# WRITTEN EXERCISE
The exercise asks you to copy every line below in which "index" appears.

# SOURCE RECORDS
## begin

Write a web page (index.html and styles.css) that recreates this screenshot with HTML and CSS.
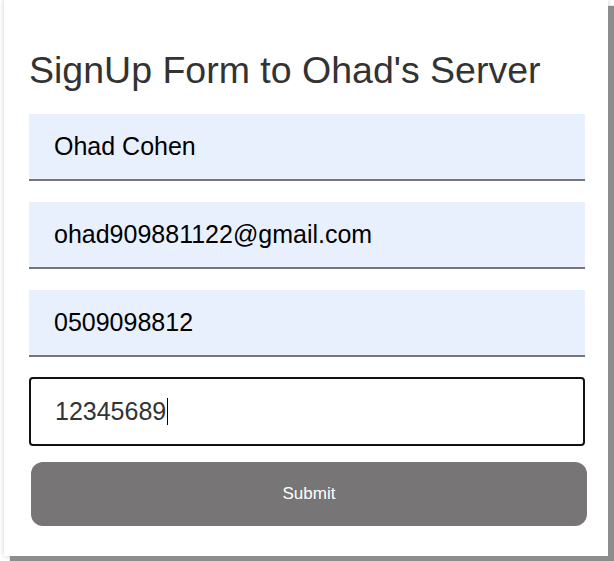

## end
## begin

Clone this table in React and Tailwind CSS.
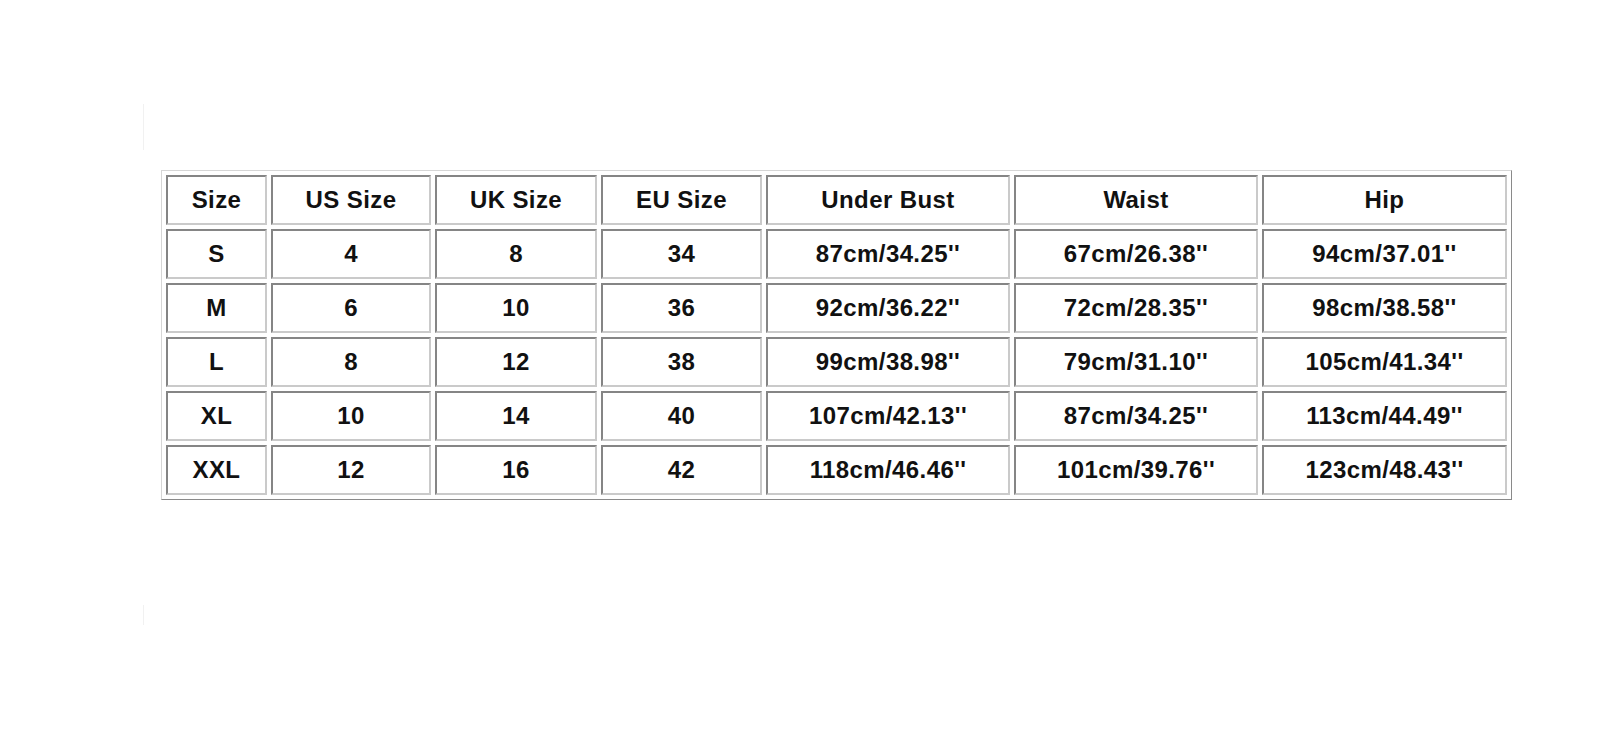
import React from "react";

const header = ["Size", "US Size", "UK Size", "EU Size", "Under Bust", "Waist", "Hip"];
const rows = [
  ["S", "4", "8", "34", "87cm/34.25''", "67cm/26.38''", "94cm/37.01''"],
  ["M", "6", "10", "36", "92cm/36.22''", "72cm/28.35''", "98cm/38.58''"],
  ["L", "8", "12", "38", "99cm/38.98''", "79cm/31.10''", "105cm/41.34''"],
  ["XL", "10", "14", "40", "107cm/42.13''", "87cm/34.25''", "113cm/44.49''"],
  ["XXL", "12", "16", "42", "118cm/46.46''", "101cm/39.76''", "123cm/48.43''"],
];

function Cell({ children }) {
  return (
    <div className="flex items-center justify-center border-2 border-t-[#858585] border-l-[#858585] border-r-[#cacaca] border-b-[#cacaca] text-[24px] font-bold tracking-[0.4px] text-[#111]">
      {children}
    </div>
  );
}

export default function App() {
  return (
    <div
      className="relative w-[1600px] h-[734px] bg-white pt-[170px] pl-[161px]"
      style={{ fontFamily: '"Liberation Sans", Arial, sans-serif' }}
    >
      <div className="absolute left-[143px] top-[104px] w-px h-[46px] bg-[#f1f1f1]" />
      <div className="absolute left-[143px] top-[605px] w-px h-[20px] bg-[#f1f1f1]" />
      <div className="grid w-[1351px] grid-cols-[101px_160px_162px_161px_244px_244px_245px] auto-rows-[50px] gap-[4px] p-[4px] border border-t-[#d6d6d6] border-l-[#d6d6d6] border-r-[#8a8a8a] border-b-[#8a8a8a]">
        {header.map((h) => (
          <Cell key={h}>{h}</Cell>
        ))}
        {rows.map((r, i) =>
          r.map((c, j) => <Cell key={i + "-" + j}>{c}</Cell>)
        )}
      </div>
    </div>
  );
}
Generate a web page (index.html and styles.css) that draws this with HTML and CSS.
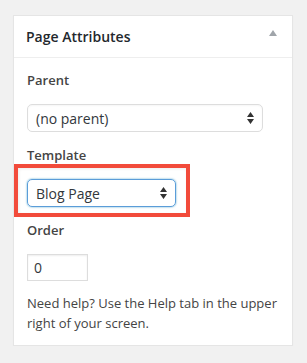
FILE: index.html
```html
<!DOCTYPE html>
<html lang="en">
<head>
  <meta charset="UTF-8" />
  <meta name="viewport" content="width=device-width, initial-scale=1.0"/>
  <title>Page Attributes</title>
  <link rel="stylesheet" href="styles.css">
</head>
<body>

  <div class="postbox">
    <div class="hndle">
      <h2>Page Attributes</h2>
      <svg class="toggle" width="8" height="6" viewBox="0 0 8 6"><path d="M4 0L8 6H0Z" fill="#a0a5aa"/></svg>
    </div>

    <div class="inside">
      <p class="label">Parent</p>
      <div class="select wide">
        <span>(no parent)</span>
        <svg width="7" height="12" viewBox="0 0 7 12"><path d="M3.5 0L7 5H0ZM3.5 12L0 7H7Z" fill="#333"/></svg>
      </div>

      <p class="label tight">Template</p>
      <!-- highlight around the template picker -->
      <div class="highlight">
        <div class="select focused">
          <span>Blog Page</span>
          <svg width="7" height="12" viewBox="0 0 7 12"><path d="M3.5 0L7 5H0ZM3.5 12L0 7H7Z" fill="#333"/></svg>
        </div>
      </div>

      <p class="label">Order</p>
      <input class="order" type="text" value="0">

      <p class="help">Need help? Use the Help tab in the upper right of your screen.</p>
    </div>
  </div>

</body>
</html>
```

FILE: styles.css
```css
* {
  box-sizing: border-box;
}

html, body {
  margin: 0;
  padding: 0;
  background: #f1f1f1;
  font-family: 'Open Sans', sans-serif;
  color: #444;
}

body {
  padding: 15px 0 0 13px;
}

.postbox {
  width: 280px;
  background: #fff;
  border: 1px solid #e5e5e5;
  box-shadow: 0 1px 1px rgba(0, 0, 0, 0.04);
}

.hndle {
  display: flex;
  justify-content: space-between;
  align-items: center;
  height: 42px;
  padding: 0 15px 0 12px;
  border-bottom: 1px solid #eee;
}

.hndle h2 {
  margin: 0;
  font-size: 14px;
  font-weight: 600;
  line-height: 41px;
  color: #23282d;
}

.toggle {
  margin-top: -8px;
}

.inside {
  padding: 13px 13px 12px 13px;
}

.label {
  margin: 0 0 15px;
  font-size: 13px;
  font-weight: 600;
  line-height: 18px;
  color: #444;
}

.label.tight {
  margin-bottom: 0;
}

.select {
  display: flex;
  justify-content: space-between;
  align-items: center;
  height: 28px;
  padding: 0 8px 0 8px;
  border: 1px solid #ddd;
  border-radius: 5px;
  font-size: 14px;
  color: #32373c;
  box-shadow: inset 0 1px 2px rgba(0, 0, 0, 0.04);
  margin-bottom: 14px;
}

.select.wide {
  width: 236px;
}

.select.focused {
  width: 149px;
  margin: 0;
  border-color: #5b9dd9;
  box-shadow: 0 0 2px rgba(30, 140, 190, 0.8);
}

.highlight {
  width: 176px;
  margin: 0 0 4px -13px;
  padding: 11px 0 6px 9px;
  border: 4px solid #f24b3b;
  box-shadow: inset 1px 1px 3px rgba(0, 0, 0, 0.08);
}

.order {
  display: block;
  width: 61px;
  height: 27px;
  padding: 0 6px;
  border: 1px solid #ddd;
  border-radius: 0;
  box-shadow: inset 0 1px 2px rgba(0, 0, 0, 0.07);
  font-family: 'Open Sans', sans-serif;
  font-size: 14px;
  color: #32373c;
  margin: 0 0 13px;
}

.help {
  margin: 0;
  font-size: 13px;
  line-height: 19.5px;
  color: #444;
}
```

## end

# EXERCISE RESULT
Write a web page (index.html and styles.css) that recreates this screenshot with HTML and CSS.
Generate a web page (index.html and styles.css) that draws this with HTML and CSS.
FILE: index.html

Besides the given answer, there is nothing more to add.